- Interactive map of the Ward Homestead area

General information
- Location: Maplewood, New Jersey, United States
- Construction started: 1926
- Completed: 1927
- Cost: $1.5 million
- Client: Marcus L. Ward Home

Design and construction
- Architect: John Russell Pope

= Ward Homestead =

Ward Homestead is a notable landmark located in Maplewood, New Jersey, because it is the combined work of three great 20th century figures, architect John Russell Pope and landscape designers, the Olmsted Brothers.

==Marcus L. Ward Home==
Ward Homestead was established as the Marcus L. Ward Home for Aged and Respectable Bachelors and Widowers in 1922 upon the death of Marcus L. Ward. Son of Marcus Lawrence Ward, one time New Jersey Senator and Governor, Ward died with a substantial fortune of over $4,887,517.40 of which the vast majority went to the newly created home.

==John Russell Pope==
After a site was selected in Maplewood, New Jersey, John Russell Pope was selected as the architect. The original three interconnected structures were built in a rusticated gothic style of stone and slate. Through careful investment of the original bequeathment, the Ward Home was constructed for $1,750,000 with over $5,000,000 still remaining in the bank.
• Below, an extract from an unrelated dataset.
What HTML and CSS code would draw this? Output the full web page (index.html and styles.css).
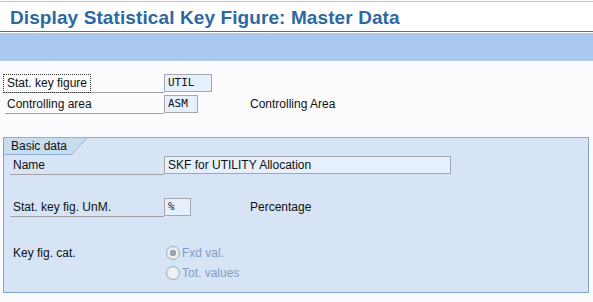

The home opened on August 31, 1927.

==Ward Home today==
The Ward Home foundation still exists in its original form. In the 1980s, women were finally admitted to the home. In the 1990s, a large expansion added numerous apartments and villas in an incongruous style to what were vast lawns, putting greens, and ancient trees. Currently called Winchester Gardens, the original Pope-designed portion of the home still features prominently in its advertising.